However, there are problems in measuring full-quality live-action objects in this way. In order to solve these problems, TSDF (truncated surface distance function) technology was applied in [22,23]. A point-cloud is generated for each red-green-blue depth data item acquired through a 3D fusion process that creates a single TSDF volume. To implement points again, the TSDF volumes in multiple scanning devices use a feature point algorithm to quickly digitize a complete real object.

2.2. Point-Cloud Compression

Generally, the acquisition of a large amount of data is necessary, however, the file size then has to be reduced for use in real applications. A single point-cloud is the simplification researched using this method. Simplification is a technology for sampling vertices to reduce the weight of a point-cloud. Currently, commonly used point-cloud simplification methods are the bounding box algorithm [24,25], the uniform grid method [26], the curvature sampling method [27], the clustering method [28], and the triangular grid method [29], etc., [30,31,32,33].

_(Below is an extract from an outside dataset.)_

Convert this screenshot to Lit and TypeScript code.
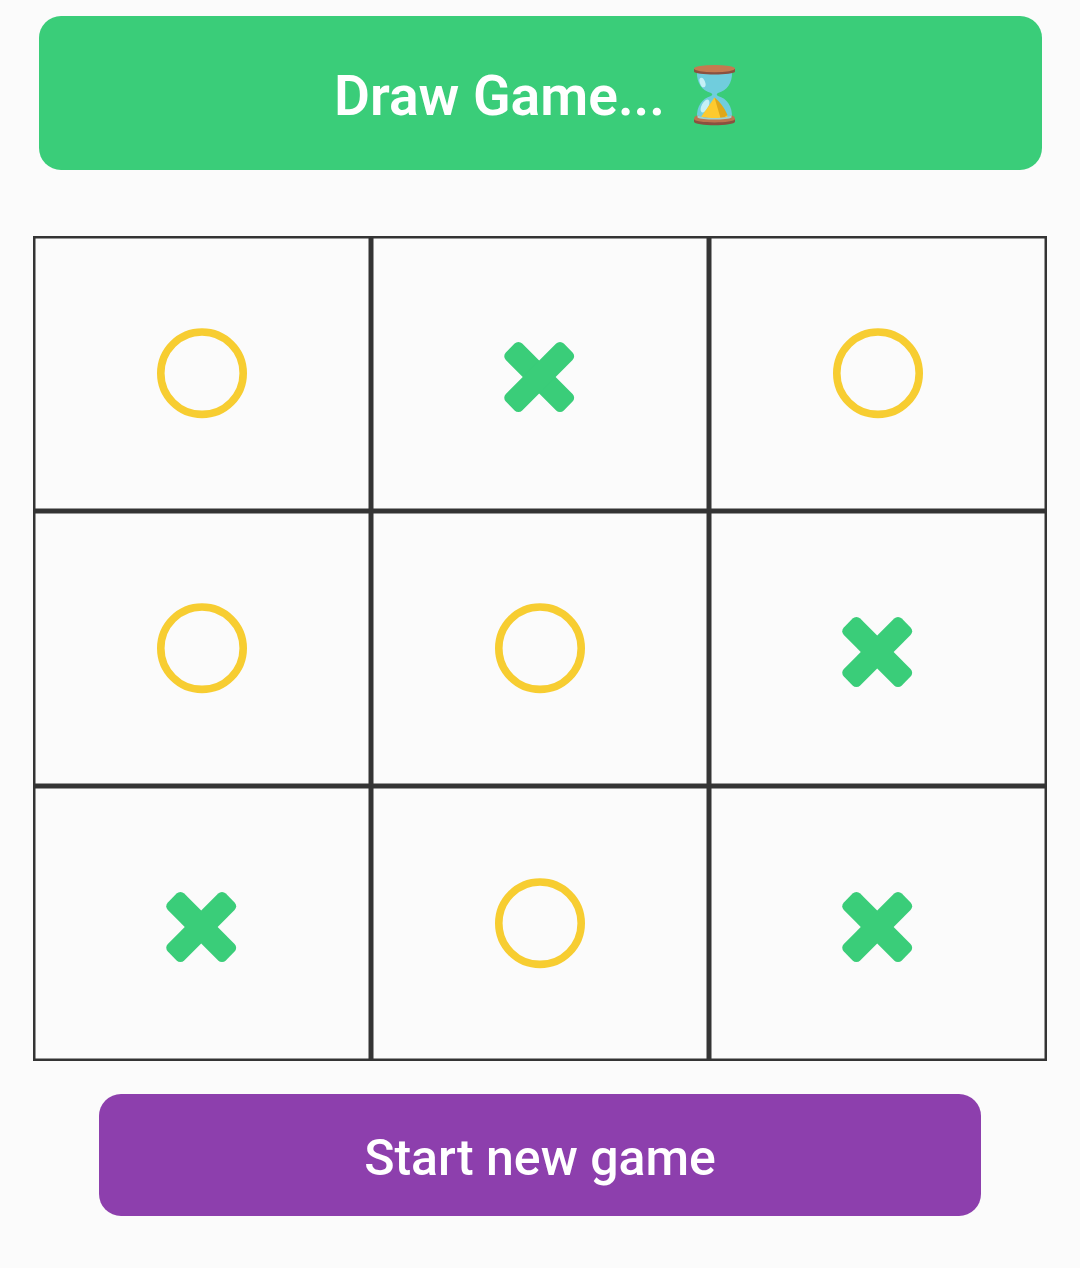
import { LitElement, html, svg, css } from "lit";
import { customElement, state } from "lit/decorators.js";

type Mark = "circle" | "cross";

const COLS = 3;
const CELL_W = 338;
const CELL_H = 275;
const EDGE = 2.5;

@customElement("app-root")
export class AppRoot extends LitElement {
  @state() private marks: Mark[] = [
    "circle", "cross", "circle",
    "circle", "circle", "cross",
    "cross", "circle", "cross",
  ];

  static styles = css`
    :host {
      display: flex;
      flex-direction: column;
      box-sizing: border-box;
      width: 1080px;
      height: 1268px;
      padding: 16px 33px 0;
      background: #fbfbfb;
      font-family: Roboto, "Liberation Sans", sans-serif;
      font-weight: 500;
      color: #fff;
      overflow: hidden;
    }
    .banner {
      display: flex;
      align-items: center;
      justify-content: center;
      box-sizing: border-box;
      height: 154px;
      margin: 0 5px 0 6px;
      padding: 5px 11px 0 0;
      border-radius: 22px;
      background: #3acd79;
      font-size: 55.2px;
      font-weight: 600;
      line-height: 64px;
      white-space: pre;
    }
    .glass {
      display: block;
      width: 43px;
      height: 62px;
      margin: 0 0 1px 28px;
    }
    .board {
      display: grid;
      grid-template-columns: repeat(3, 338px);
      grid-auto-rows: 275px;
      margin-top: 66px;
    }
    .cell {
      display: block;
      width: 338px;
      height: 275px;
    }
    .edge {
      fill: none;
      stroke: #343434;
    }
    .circle {
      fill: none;
      stroke: #f7cd31;
      stroke-width: 7.6;
    }
    .cross {
      fill: #3acd79;
    }
    .restart {
      height: 122px;
      margin: 33px 66px 0;
      padding: 6px 0 0;
      border: 0;
      border-radius: 22px;
      background: #8d3fad;
      color: inherit;
      font: inherit;
      font-size: 50px;
      line-height: 58px;
    }
  `;

  private renderMark(mark: Mark) {
    return mark === "circle"
      ? svg`<circle class="circle" cx="169" cy="137.2" r="41.2" />`
      : svg`<g class="cross" transform="translate(168.2 141)">
          <rect x="-41" y="-11.6" width="82" height="23.2" rx="5.4" transform="rotate(45)" />
          <rect x="-41" y="-11.6" width="82" height="23.2" rx="5.4" transform="rotate(-45)" />
        </g>`;
  }

  private renderCell(mark: Mark, index: number) {
    return html`<svg class="cell" viewBox="0 0 ${CELL_W} ${CELL_H}" aria-label="${mark} ${Math.floor(index / COLS) + 1}-${(index % COLS) + 1}">
      <rect class="edge" stroke-width=${EDGE} x=${EDGE / 2} y=${EDGE / 2}
        width=${CELL_W - EDGE} height=${CELL_H - EDGE} />
      ${this.renderMark(mark)}
    </svg>`;
  }

  render() {
    return html`
      <div class="banner">
        <span>Draw Game...</span>
        <svg class="glass" viewBox="0 0 43 62">
          <path d="M4 8H39C39.500 19 34 26.500 25 29Q22.500 30.500 25 32C34 34.500 39.500 42 39 54H4C3.500 42 9 34.500 18 32Q20.500 30.500 18 29C9 26.500 3.500 19 4 8Z" fill="#70cddd" />
          <ellipse cx="9.5" cy="18.5" rx="2.6" ry="5" transform="rotate(-20 9.500 18.500)" fill="#c5f0f6" />
          <ellipse cx="12" cy="42" rx="3.4" ry="7" transform="rotate(28 12 42)" fill="#c5f0f6" />
          <path d="M21.500 33.500L8 53Q22 56.500 35 53Z" fill="#fdca2f" />
          <path d="M21.500 33.500C27 38 31 43 34.500 51Q32 53.500 27.500 54Z" fill="#dfa719" />
          <path d="M1 5V7.500C1 11.500 42 11.500 42 7.500V5Z" fill="#8a5140" />
          <ellipse cx="21.500" cy="4.600" rx="20.500" ry="3.600" fill="#c47a50" />
          <path d="M1 55V57.500C1 62.500 42 62.500 42 57.500V55Z" fill="#8a5140" />
          <path d="M1 55C1 52.500 3.500 51.500 5 51.500C8 55 35 55 38 51.500C39.500 51.500 42 52.500 42 55C42 59.500 1 59.500 1 55Z" fill="#bd744e" />
          <path d="M4.500 51C8 55 35 55 38.500 51V53.500C35 56.300 8 56.300 4.500 53.500Z" fill="#9ed3d1" />
        </svg>
      </div>
      <div class="board">${this.marks.map((m, i) => this.renderCell(m, i))}</div>
      <button class="restart">Start new game</button>
    `;
  }
}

A call for proposals (CfP) was issued in 2017 by the MPEG (Moving Picture Expert Group) for methods for reducing the weight of dynamic point-cloud data [34]. Based on this CfP response, two different compression techniques were selected for point-cloud compression (PCC) standardization activities: geometry-based PCC (G-PCC) [35] and video-based PCC (V-PCC) [36]. G-PCC is a format that expresses a point-cloud in an octree structure. In the octree structure, the point-cloud is assumed to be represented by the

D \times D \times D

range. It means that the vertices are represented by 0 and 1 and divided into 8 voxels of

\frac{D}{2} \times \frac{D}{2} \times \frac{D}{2}

until

D

becomes 1. Advantageously, since the vertices are expressed in 1-byte units instead of being expressed in coordinates, the compression performance is high. Lossy compression and non-lossy compression are determined according to the range of depth bits. V-PCC is a method of compression using an existing video codec. Compression using 2D video compression methods such as the advanced video coding (AVC)/H.264 [37] or high efficiency video coding (HEVC) [38] projects a point-cloud into a 2D space to generate 2D images.

The research undertaken in [39] complements the selected compression technique. In addition, performance evaluation is performed with [40]. However, G-PCC is a compression technology for a single point-cloud, and V-PCC requires a process to generate 2D images in addition to subordinate and complicated process using codec.

3. Proposed Method

The computing system of this study leverages a pre-processing process to resolve problems appearing in the data, so that redundant information can be efficiently extracted from dynamic point-clouds. Figure 1 shows the entire compression process using the divider algorithm that can remove redundant information, including the proposed pre-processing procedure.

Figure 1 shows the whole system of the proposed method. The suggested pre-processing process have been added prior to the divider process. The pre-processing process converts the existing point-cloud to have a voxel-based data structure.

3.1. Volumetric Capture

In this study, it is assumed that at least two or more point-clouds express and use a series of operations. This procedure refers to the process for acquiring point-cloud raw data. There typically exists both raw data capture and parsing.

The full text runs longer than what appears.